Gaussian Mixture Copula¶

class copulae.mixtures.gmc.gmc.GaussianMixtureCopula(n_clusters, ndim, params=None)[source]¶

The Gaussian Mixture Copula (GMC).

A Gaussian Copula has many normal marginal densities bound together by a single multivariate and uni-model Gaussian density. However, if a dataset has multiple modes (peaks) with different dependence structure, the applicability of the Gaussian Copula gets severely limited. A Gaussian Mixture Copula on the other hand allows modeling of data with many modes (peaks).

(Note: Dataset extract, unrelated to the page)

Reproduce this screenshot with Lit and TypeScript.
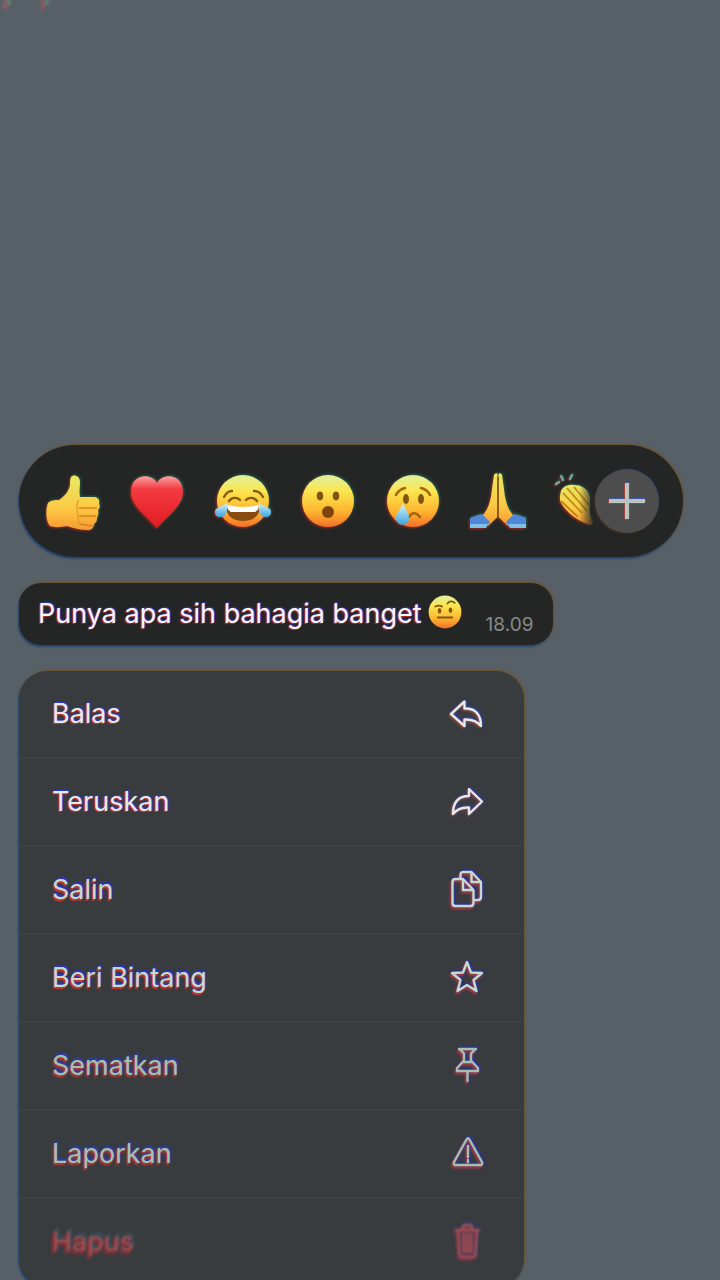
import { LitElement, html, svg, css } from "lit";
import { customElement } from "lit/decorators.js";

const gradients = svg`
  <defs>
    <linearGradient id="face" x1="0" y1="0" x2="0" y2="1">
      <stop offset="0" stop-color="#dff0a0" />
      <stop offset="0.3" stop-color="#fbe650" />
      <stop offset="0.7" stop-color="#fdb52e" />
      <stop offset="1" stop-color="#f2702a" />
    </linearGradient>
    <linearGradient id="heart" x1="0" y1="0" x2="0" y2="1">
      <stop offset="0" stop-color="#f9a0a0" />
      <stop offset="0.25" stop-color="#f33a41" />
      <stop offset="1" stop-color="#e01c22" />
    </linearGradient>
    <linearGradient id="hand" x1="0" y1="0" x2="0" y2="1">
      <stop offset="0" stop-color="#e6ea62" />
      <stop offset="0.6" stop-color="#fcca44" />
      <stop offset="1" stop-color="#f59a32" />
    </linearGradient>
    <linearGradient id="tear" x1="0" y1="0" x2="0" y2="1">
      <stop offset="0" stop-color="#d9f2fb" />
      <stop offset="1" stop-color="#3ba5e0" />
    </linearGradient>
  </defs>
`;

const emoji = {
  thumb: svg`
    <path fill="url(#hand)" d="M26 4c3-3 9-1 9 5 0 6-1 9 0 15h13c5 0 7 3 6 6 1 3 1 5-1 7 1 3 0 6-1 8 0 3-1 5-3 6 0 4-3 6-6 6-8 0-15-2-21-4-6 1-12 2-17 0C0 47 1 35 3 30c3-3 7-3 11-3 6-4 10-9 11-15 0-3 0-6 1-8z" />
    <path fill="none" stroke="#d9821e" stroke-width="1.6" d="M34 35h18M34 43h17M34 51l14 2" />
    <path fill="none" stroke="#e8a02c" stroke-width="1.6" d="M34 27q-3 3-2 8 1 10 2 17" />`,
  heart: svg`
    <path fill="url(#heart)" d="M27 10C32 0 53 0 53 19c0 14-16 24-26 36C17 43 1 33 1 19 1 0 22 0 27 10z" />`,
  joy: svg`
    <circle cx="28" cy="28" r="26" fill="url(#face)" />
    <path fill="none" stroke="#8a5a14" stroke-width="2.4" stroke-linecap="round" d="M9 24c2-4 5-6 8-6M39 18c4 0 7 2 9 6M14 28c3-4 8-4 11-1M31 27c3-3 8-3 11 1" />
    <path fill="#8a4b10" d="M11 33q17 4 34 0c0 10-7 15-17 15s-17-5-17-15z" />
    <path fill="#fff" d="M12 32q16 4 32 0c0 4-2 6-4 7H16c-2-1-4-3-4-7z" />
    <path fill="url(#tear)" d="M12 30c1 6 0 14-7 14-3 0-5-2-5-5 0-5 7-5 12-9zM44 30c-1 6 0 14 7 14 3 0 5-2 5-5 0-5-7-5-12-9z" />`,
  wow: svg`
    <circle cx="28" cy="28" r="26" fill="url(#face)" />
    <ellipse cx="20" cy="23" rx="3.2" ry="4.4" fill="#80550f" />
    <ellipse cx="36" cy="23" rx="3.2" ry="4.4" fill="#80550f" />
    <ellipse cx="28" cy="39" rx="6" ry="6" fill="#80450f" />`,
  sad: svg`
    <circle cx="28" cy="28" r="26" fill="url(#face)" />
    <path fill="none" stroke="#a8660f" stroke-width="2.6" stroke-linecap="round" d="M11 22c2-4 5-6 9-7M36 15c4 1 7 3 9 7M24 44c3-5 7-5 11 0" />
    <ellipse cx="21" cy="26" rx="3" ry="5" fill="#80550f" />
    <ellipse cx="36" cy="26" rx="3" ry="5" fill="#80550f" />
    <path fill="url(#tear)" d="M18 31c3 5 6 10 6 14 0 9-13 9-13 0 0-4 4-9 7-14z" />`,
  pray: svg`
    <path fill="url(#hand)" d="M27.5 1v43L18 53l-8-8c8-7 11-17 12-29l2-14c1-2 3-2 3.500-1z" />
    <path fill="url(#hand)" d="M28.500 1v43L38 53l8-8c-8-7-11-17-12-29L32 2c-1-2-3-2-3.500-1z" />
    <path stroke="#8b5410" stroke-width="1.6" d="M28 4v40" />
    <path fill="#4f86d8" d="M12 41l8 8-4 6H0V45c4-2 8-3 12-4zM44 41l-8 8 4 6h16V45c-4-2-8-3-12-4z" />
    <path fill="#7fbfe8" d="M0 51h18l-2 4H0zM38 51h18v4H40z" />`,
  clap: svg`
    <path fill="url(#hand)" d="M6 18c2-5 8-7 13-6 7 0 14 3 16 12 0 10-2 18 3 24l-1 4-4-1C23 48 12 40 6 30c-2-4-1-8 0-12z" />
    <path fill="none" stroke="#bf861c" stroke-width="1.8" d="M8 20l19 20M12 15l20 23M19 14l15 18M6 28l17 16" />
    <path stroke="#7aa4a6" stroke-width="2.4" stroke-linecap="round" d="M1 11l3-2M6 3l2 4M17 2l-2 4" />`,
  raised: svg`
    <circle cx="28" cy="28" r="27" fill="url(#face)" />
    <path fill="none" stroke="#80550f" stroke-width="3" stroke-linecap="round" d="M12 19c4-2 8-2 11 0M32 14c3-4 8-5 12-1M16 37h24" />
    <ellipse cx="19" cy="26" rx="3" ry="4.500" fill="#80550f" />
    <ellipse cx="37" cy="25" rx="3" ry="4.500" fill="#80550f" />`,
};

const drawEmoji = (art: unknown, name: string, cls = "emoji") => html`
  <svg class=${cls} viewBox="0 0 56 56" role="img" aria-label=${name}>${gradients}${art}</svg>
`;

const reactions = [
  { name: "Jempol", art: emoji.thumb },
  { name: "Hati", art: emoji.heart },
  { name: "Tertawa", art: emoji.joy },
  { name: "Kaget", art: emoji.wow },
  { name: "Sedih", art: emoji.sad },
  { name: "Terima kasih", art: emoji.pray },
  { name: "Tepuk tangan", art: emoji.clap },
];

const actions = [
  {
    label: "Balas",
    tone: "crisp",
    icon: svg`<path d="M2 18L15.500 5.500v7C26 12 32 18 32 30c-4-5-9-7-16.500-6.500v6.500z" />`,
  },
  {
    label: "Teruskan",
    tone: "crisp",
    icon: svg`<path d="M33 17.500L20 5v7C9 12 4 18 4 30c4-5 9-7 16-6.500V30z" />`,
  },
  {
    label: "Salin",
    tone: "fringed",
    icon: svg`
      <path d="M11.500 7V3q0-3 3-3h8l9.500 10v15q0 3-3 3h-4M22.500 0v10H32" />
      <path d="M6.500 7H14l10.500 11v13q0 3-3 3h-15q-3 0-3-3V10q0-3 3-3zM14 7v11h10.500" />`,
  },
  {
    label: "Beri Bintang",
    tone: "fringed",
    icon: svg`<path d="M18 2l4 10.500 11 .5-8.500 7 3 11L18 25l-9.500 6 3-11L3 13l11-.500z" />`,
  },
  {
    label: "Sematkan",
    tone: "soft",
    icon: svg`<path d="M10 1h17M11 1.500l4 4v7L8 20v3h21v-3l-7-7.500v-7l4-4M15 14h7M18.500 23v10" />`,
  },
  {
    label: "Laporkan",
    tone: "soft",
    icon: svg`<path d="M17.500 3.500q1.500-2.500 3 0L33 26q1 3-2 3H7q-3 0-2-3zM19 10v11M19 24v2" />`,
  },
  {
    label: "Hapus",
    tone: "danger",
    icon: svg`<path d="M7 6h23M14 6V3q0-2 2-2h5q2 0 2 2v3M9 6l1.500 24q0 3 3 3h10q3 0 3-3L28 6M14.500 10l.5 18M18.500 10v18M22.500 10l-.5 18" />`,
  },
];

@customElement("app-root")
export class AppRoot extends LitElement {
  static styles = css`
    :host {
      display: flex;
      flex-direction: column;
      box-sizing: border-box;
      height: 100vh;
      overflow: hidden;
      background: #586067;
      font-family: Inter, "Liberation Sans", sans-serif;
      color: #f4f5f5;
    }
    * {
      box-sizing: border-box;
    }
    button {
      margin: 0;
      padding: 0;
      border: 0;
      background: none;
      color: inherit;
      font: inherit;
      text-align: left;
      cursor: pointer;
    }
    svg {
      display: block;
      flex: none;
      overflow: visible;
    }
    .backdrop {
      flex: none;
      height: 445px;
    }
    .remnant {
      width: 60px;
      height: 14px;
      filter: blur(1px);
    }
    .sheet {
      flex: none;
      display: flex;
      flex-direction: column;
      align-items: flex-start;
      gap: 26px;
      padding: 0 37px 0 19px;
    }
    .surface {
      box-shadow: 1px -1px 2px rgba(120, 76, 16, 0.7), -1px 2px 2px rgba(12, 60, 120, 0.7);
    }
    .reactions {
      display: flex;
      align-items: center;
      width: 100%;
      height: 112px;
      padding: 0 24px 0 26px;
      border-radius: 56px;
      background: #242626;
    }
    .track {
      flex: 1;
      min-width: 0;
      display: flex;
      gap: 29px;
      padding: 8px 0;
      overflow: hidden;
      mask-image: linear-gradient(to right, #000 calc(100% - 16px), transparent);
    }
    .emoji {
      width: 56px;
      height: 56px;
      filter: drop-shadow(-1px 1px 1px rgba(210, 30, 20, 0.7)) drop-shadow(1px -1px 1px rgba(20, 150, 110, 0.5));
    }
    .more {
      flex: none;
      display: grid;
      place-items: center;
      width: 64px;
      height: 64px;
      border-radius: 50%;
      background: #4d4d4e;
      box-shadow: -1px 1px 2px rgba(110, 50, 20, 0.5), 1px -1px 2px rgba(20, 50, 90, 0.6);
    }
    .plus {
      width: 40px;
      height: 40px;
      stroke: #b9c4bf;
      stroke-width: 4;
      filter: drop-shadow(-1px 1px 0 rgba(210, 60, 50, 0.6)) drop-shadow(1px -1px 0 rgba(50, 90, 220, 0.6));
    }
    .bubble {
      display: flex;
      align-items: center;
      height: 62px;
      padding: 0 20px 0 19px;
      border-radius: 22px;
      background: #242626;
    }
    .message {
      margin: 0;
      font-size: 27px;
      line-height: 36px;
      white-space: nowrap;
      text-shadow: -1px 1px 1px rgba(220, 50, 40, 0.8), 1px -1px 1px rgba(40, 60, 230, 0.8);
    }
    .inline-emoji {
      width: 34px;
      height: 34px;
      margin: 0 0 4px 6px;
    }
    .time {
      align-self: flex-end;
      margin-left: 24px;
      padding-bottom: 8px;
      font-size: 19px;
      line-height: 24px;
      color: #858a89;
    }
    .menu {
      width: 76%;
      margin: 0;
      padding: 0;
      list-style: none;
      border-radius: 28px;
      background: #393c3f;
      overflow: hidden;
    }
    .row {
      height: 88px;
      border-bottom: 2px solid #3d4144;
    }
    .row:last-child {
      border-bottom-color: transparent;
    }
    .action {
      display: flex;
      align-items: center;
      justify-content: space-between;
      width: 100%;
      height: 100%;
      padding: 0 39px 0 33px;
      font-size: 27px;
      line-height: 36px;
    }
    .icon {
      width: 36px;
      height: 36px;
      fill: none;
      stroke: currentColor;
      stroke-width: 2.4;
      stroke-linejoin: round;
      stroke-linecap: round;
    }
    .crisp {
      color: #e2ece5;
      text-shadow: -1px 1px 1px rgba(230, 50, 40, 0.9), 1px -1px 1px rgba(40, 60, 230, 0.9);
    }
    .crisp .icon {
      filter: drop-shadow(-1px 1px 1px rgba(210, 80, 40, 0.7)) drop-shadow(1px -1px 1px rgba(40, 60, 220, 0.7));
    }
    .fringed {
      color: #c4dccb;
      text-shadow: -1px 2px 1px rgba(225, 50, 40, 0.9), 1px -2px 1px rgba(40, 50, 220, 0.9);
    }
    .fringed .icon,
    .soft .icon {
      filter: drop-shadow(-1px 2px 1px rgba(220, 60, 40, 0.8)) drop-shadow(1px -1px 1px rgba(30, 40, 220, 0.8));
    }
    .soft {
      color: #a3c2ae;
      text-shadow: -1px 2px 2px rgba(225, 50, 45, 0.9), 1px -2px 2px rgba(40, 60, 210, 0.9);
    }
    .danger {
      color: #a05256;
      text-shadow: -2px 3px 2px rgba(190, 40, 45, 0.8), 2px -3px 2px rgba(60, 90, 110, 0.8);
    }
    .danger .label {
      filter: blur(1px);
    }
    .danger .icon {
      filter: drop-shadow(-1px 2px 1px rgba(200, 50, 55, 0.6)) drop-shadow(1px -2px 1px rgba(40, 60, 140, 0.6)) blur(1px);
    }
  `;

  render() {
    return html`
      <div class="backdrop">
        <svg class="remnant" viewBox="0 0 60 14" aria-hidden="true">
          <path d="M5 0v10M43 0v10" stroke="#8c5a62" stroke-width="4" />
          <path d="M9 0v5M47 0v5" stroke="#5f8a74" stroke-width="3" />
        </svg>
      </div>
      <main class="sheet">
        <div class="reactions surface">
          <div class="track">
            ${reactions.map((r) => html`<button type="button" aria-label=${r.name}>${drawEmoji(r.art, r.name)}</button>`)}
          </div>
          <button class="more" type="button" aria-label="Reaksi lainnya">
            <svg class="plus" viewBox="0 0 40 40"><path d="M20 2v36M2 20h36" /></svg>
          </button>
        </div>
        <article class="bubble surface">
          <p class="message">Punya apa sih bahagia banget</p>
          ${drawEmoji(emoji.raised, "Alis terangkat", "inline-emoji")}
          <time class="time" datetime="18:09">18.09</time>
        </article>
        <ul class="menu surface">
          ${actions.map(
            (a) => html`
              <li class="row">
                <button type="button" class="action ${a.tone}">
                  <span class="label">${a.label}</span>
                  <svg class="icon" viewBox="0 0 36 36" aria-hidden="true">${a.icon}</svg>
                </button>
              </li>
            `
          )}
        </ul>
      </main>
    `;
  }
}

The GMC’s dependence structure is obtained from a Gaussian Mixture Model (GMM). For a GMC with \(M\) components and \(d\) dimensions, the density (PDF) is given by

\[ \begin{align}\begin{aligned}\phi &= \sum_i^M w_i \phi_i (x_1, x_2, \dots, x_d; \theta_i)\\&\text{s.t.}\\&\sum^M_i w_i = 1\\&0 \leq w_i \leq 1 \quad \forall i \in [1, \dots, M]\\&\text{where}\\w_i &= \text{weight of the marginal density}\\\phi_i &= \text{marginal density}\\\theta_i &= \text{parameters of the Gaussian marginal}\end{aligned}\end{align} \]

The Gaussian Mixture Copula is thus given by

\[ \begin{align}\begin{aligned}C(u_1, u_2, \dots, u_d; \Theta) &= \frac{\phi(\Phi_1^{-1}(u_1), \Phi_2^{-1}(u_2), \dots, \Phi_d^{-1}(u_d); \Theta} {\phi_1(\Phi_1^{-1}(u_1)) \cdot \phi_2(\Phi_2^{-1}(u_2)) \cdots \phi_d(\Phi_1^{-1}(u_d))}\\& \text{where}\\\Phi_i &= \text{Inverse function of GMM marginal CDF}\\\Theta &= (w_i, \theta_i) \forall i \in [1, \dots, M]\end{aligned}\end{align} \]

property bounds¶: Bounds is not meaningful for GaussianMixtureCopula

cdf(x, log=False)[source]¶

Returns the cumulative distribution function (CDF) of the copulae.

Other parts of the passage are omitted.